2. The problem is between the chair and the screen.
One of the joys of software development is what we live in a very predictable world, one where once you understand what the code is doing, everything makes perfect sense: there really are no "ifs" or "maybes". You can spend days debugging a problem, convinced that the world is indeed flat, or that gravity is no longer in force, only to find the bug, which when fixed, makes you feel that harmony has once more been restored to the world. And it is this what makes you feel like a software superhero.
Depends on the each situation. As a programmer, I think each time your come across a bug, investigation is should be done before giving any answer. Sometimes it is as easy putting a breakpoint in the suspected section of code and figuring out the problem.
Other times, much harder.

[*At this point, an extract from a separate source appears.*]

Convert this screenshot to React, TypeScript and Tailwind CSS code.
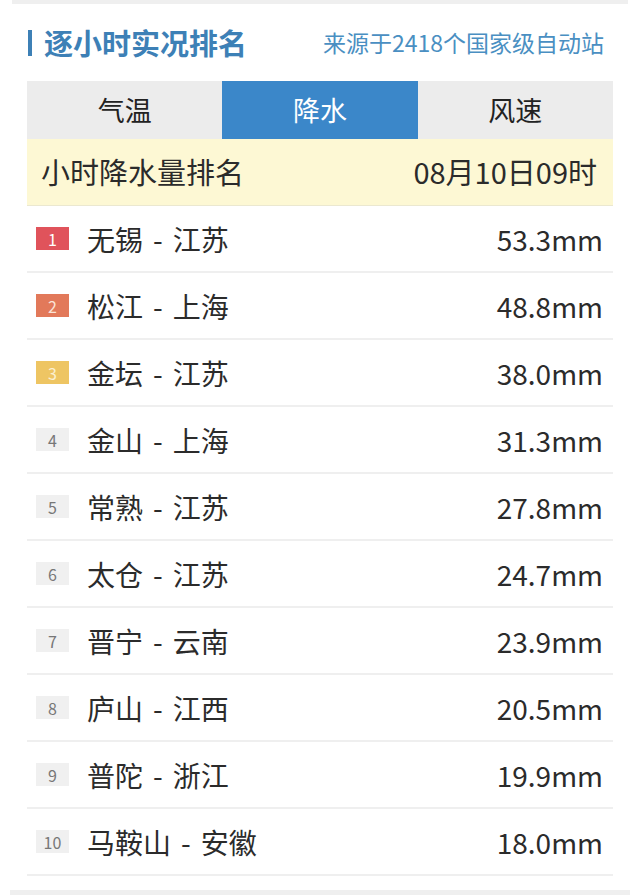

Consider a case with many 3rd party components are running and a memory exception happens and all you have is a memory address at the point of crash. This case requires crash dumps and using some low level tools to figure out which exe or dll the memory address resides in. Other posters have pointed out similiar examples of these type of scenarios.
I don't think it is always your fault as a programmer, especially in today's age of large and numerous frameworks.
I think it is better to say: We as developers should always assume responsibility to find a solution to the problem/bug. And then if it is your fault saying, "I made a mistake, its my fault." Don't assume anything, test, debug, and explore to find the root of the problem.
Everyone makes mistakes, that's why there should be lots of QA on your product/code.
One of my formet bosses summarized it well :
"If it ain't on fire, it's a software problem"
We had some code at work that broke over the course of a few releases of Qt 4. Some of it is still broken.
Google is your friend. After two hours of GUI voodoo incantations, we started to do more targeted, judicious Googling and found a fix in fifteen minutes.
The Qt documentation is not very nuanced and it's changing fast. We're staring at another framework release in June, I think. The path between release and proven rock-solid stability is always hacked with a machete.
Yep, it's 99% your fault. But for a professional full-time programmer, fumbling with 2-3 bugs per week, that means you'll find no less than 1 system (or library, or anything else) bug per year.
Experience here is very important, because it helps you to track down whose errors might be your fault and what cannot possibly be in less time. The ability to determine that and 1) fix your error or 2) produce a good work-around when you can't fix someone/thing else's error is very precious.
Last year we had network application using a foreign library connecting to a remote server. Multiple-instancing the library (loading two dlls using it) on a single application caused Win2003 server network layer to randomly halt. It was relatively fast for me to determine that the fault was either in the foreign software or in in a O/S bug on which the developers of that library fumbled upon: the only network related difference with already working production servers was in that library, and the bug happened relatively fast (in a few minutes since the app started). Also, it didn't happen on other O/Ses.
The hard part was convincing my boss, a M$ evangelist. Eventually I managed to get him on the server console and had him try to ping our network back. The machine froze under his hands...
I will always remember him staring at the monitor end then at me, in an enlightened bewilderment.
What if you code in machine code ;) pentium bug, does that count?
Blaming myself actually costed me a lot of time (I do it naturally, never had to learn or think about it). For example asking myself what in the world I could possibly be doing wrong (php echo's which just weren't working and such), and then learning about 15 minutes later that the FTP was failing to update the file because the classmate still doesn't know how to set FTP permissions (he chmodded one includes folder to 777 for me, leaving still no access to any other folders -.-).
From the other side, I can imagine that it also could have costed me a lot of frustration and time if I blamed the software I was relying on right away. Now I've experienced a couple times that it was not my fault (while often it was my fault :p), I think I've found a pretty good balance. The underlying system is usually not thát hard to check, so after about 10 minutes of troubleshooting (10/15m is usually enough time to go through most of the possibilities) I start checking the system.